"The raucous protests at congressional town-hall-style meetings have succeeded in fueling opposition to proposed health care bills among some Americans," USA Today reports on USA Today/Gallup poll.
"In a survey of 1,000 adults taken Tuesday, 34% say demonstrations at the hometown sessions have made them more sympathetic to the protesters' views; 21% say they are less sympathetic. Independents by 2-to-1, 35%-16%, say they are more sympathetic to the protesters now."
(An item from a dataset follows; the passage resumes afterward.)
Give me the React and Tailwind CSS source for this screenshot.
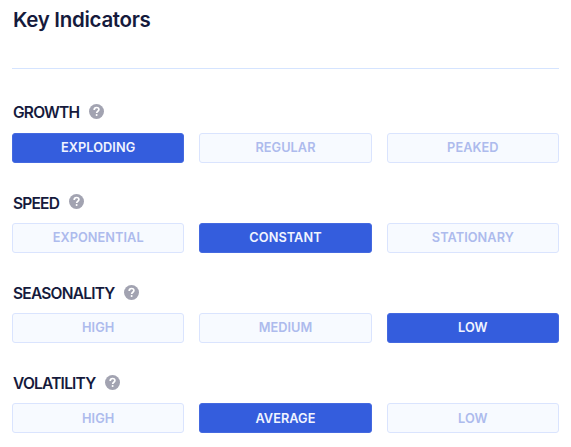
import React from 'react';
import clsx from 'clsx';

const indicators = [
  { name: 'Growth', levels: ['Exploding', 'Regular', 'Peaked'], active: 'Exploding' },
  { name: 'Speed', levels: ['Exponential', 'Constant', 'Stationary'], active: 'Constant' },
  { name: 'Seasonality', levels: ['High', 'Medium', 'Low'], active: 'Low' },
  { name: 'Volatility', levels: ['High', 'Average', 'Low'], active: 'Average' },
];

const HelpIcon = () => (
  <svg className="mb-0.5 h-[15px] w-[15px] shrink-0" viewBox="0 0 15 15" fill="none">
    <circle cx="7.5" cy="7.5" r="7.5" fill="#a2a3b1" />
    <path
      d="M5.2 5.9C5.2 4.4 6.2 3.5 7.6 3.5s2.3.8 2.3 2.1c0 1.6-2.2 1.7-2.2 3.3"
      stroke="#fff"
      strokeWidth="1.7"
    />
    <circle cx="7.6" cy="11.1" r="1" fill="#fff" />
  </svg>
);

const Level = ({ label, active }) => (
  <div
    className={clsx(
      'flex h-[30px] items-center justify-center rounded-[3px] border pt-[1.5px] text-[12.75px] leading-none font-semibold tracking-[0.05px] uppercase',
      active
        ? 'border-[#4469e0] bg-[#345ddd] text-[#f0f4ff]'
        : 'border-[#dae4fe] bg-[#f7faff] text-[#adbbed]'
    )}
  >
    {label}
  </div>
);

const Indicator = ({ name, levels, active }) => (
  <section>
    <div className="flex h-[18px] items-center gap-[9.5px] pl-px">
      <h2 className="pt-px text-[15.5px] leading-none font-semibold tracking-[-0.78px] text-[#151a3c] uppercase">
        {name}
      </h2>
      <HelpIcon />
    </div>
    <div className="mt-[11px] grid grid-cols-3 gap-[15px]">
      {levels.map((level) => (
        <Level key={level} label={level} active={level === active} />
      ))}
    </div>
  </section>
);

const App = () => (
  <main className="h-[447px] w-[571px] overflow-hidden bg-white px-3 pt-2 font-['Inter',sans-serif]">
    <h1 className="h-[61px] border-b border-[#d5e4ff] pl-px text-[20.5px] leading-6 font-semibold tracking-[-0.3px] text-[#151a3c]">
      Key Indicators
    </h1>
    <div className="mt-[34.5px] flex flex-col gap-[31.3px]">
      {indicators.map((item) => (
        <Indicator key={item.name} {...item} />
      ))}
    </div>
  </main>
);

export default App;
White House adviser David Axelrod questioned the survey's methodology, noting that those who said they were more sympathetic to the protesters now were likely to have started out on that side. He told USA Today of the protests: "'There is a media fetish about these things... but I don't think this has changed much' when it comes to public opinion." The poll also found that 51 percent of people say the "angry attacks against a bill" are democracy in action instead of an abuse of democracy (Page, 8/13).
The Christian Science Monitor: "Much public anxiety and outrage center squarely on the healthcare issue concerns such as whether legislation would reduce the quality of the insurance people already have.
Roughly equal numbers of Americans would advise their representative to vote for (35 percent) and against (36 percent) a reform bill, finds a new Gallup poll. When asked to choose who should make 'tough decisions' about 'which patients get certain treatments,' 40 percent said insurers and 40 percent said government, in a CNN/Opinion Research poll" (Trumbull, 8/12).